For databases with 50+ tables, loading the full schema for all tables in a single prompt can exceed token limits and reduce accuracy. This module implements a two-stage strategy:

  1. Stage 1: Identify relevant tables from the user's query
  2. Stage 2: Load detailed schema only for identified tables

This dramatically reduces token usage while improving accuracy.

Usage

# Check if optimization is needed
if SchemaOptimizer.should_optimize?(table_count) do
  # Stage 1: Identify relevant tables
  {:ok, relevant_tables} = SchemaOptimizer.identify_relevant_tables(
    prompt: "Show sales by region",
    tables: all_table_names,
    config: ai_config
  )

  # Stage 2: Load schema only for relevant tables
  # ... proceed with normal query generation using only relevant_tables
end

Benefits

  • Reduced tokens: Only load schemas for relevant tables (5-10 instead of 50+)
  • Improved accuracy: LLM focuses on relevant schema without noise
  • Faster generation: Less context to process means faster responses
  • Cost savings: Fewer tokens = lower API costs

Summary

Functions

Identify relevant tables for a given query (Stage 1).

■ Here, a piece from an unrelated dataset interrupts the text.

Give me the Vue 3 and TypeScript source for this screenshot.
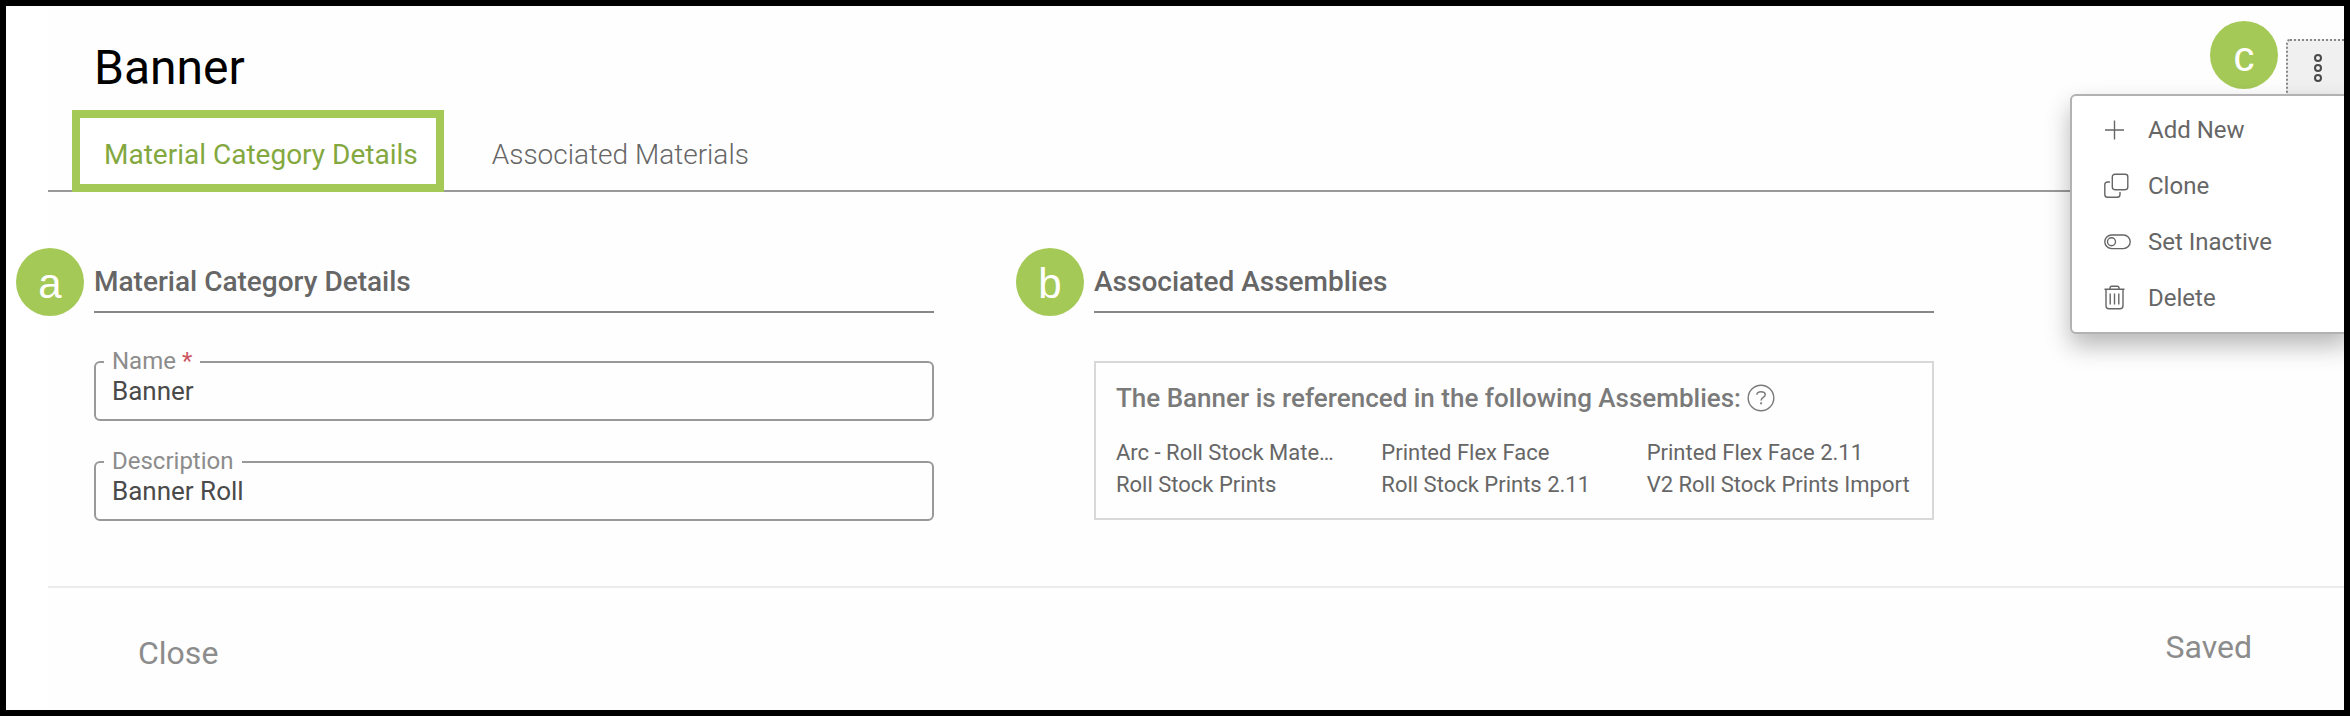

Determine if schema optimization should be used.

Functions

identify_relevant_tables(opts)

@spec identify_relevant_tables(keyword()) :: {:ok, [String.t()]} | {:error, term()}

Identify relevant tables for a given query (Stage 1).

Uses a lightweight LLM call with just table names to identify which tables are likely needed for the query.

Parameters

  • opts - Keyword list with:
    • :prompt (required) - User's natural language query
    • :tables (required) - List of all available table names
    • :config (required) - AI provider configuration
    • :max_tables (optional) - Maximum tables to identify (default: 10)

Returns

  • {:ok, [table_names]} - List of relevant table names
  • {:error, term} - Error during identification

Examples

{:ok, tables} = SchemaOptimizer.identify_relevant_tables(
  prompt: "Show total sales by region for last month",
  tables: ["users", "orders", "products", "regions", "sales", ...],
  config: %{provider: "openai", api_key: "..."}
)
# => {:ok, ["sales", "regions", "orders"]}

should_optimize?(table_count)

@spec should_optimize?(non_neg_integer()) :: boolean()

Determine if schema optimization should be used.

Returns true if the database has more than 50 tables.

Examples

iex> SchemaOptimizer.should_optimize?(25)
false

iex> SchemaOptimizer.should_optimize?(75)
true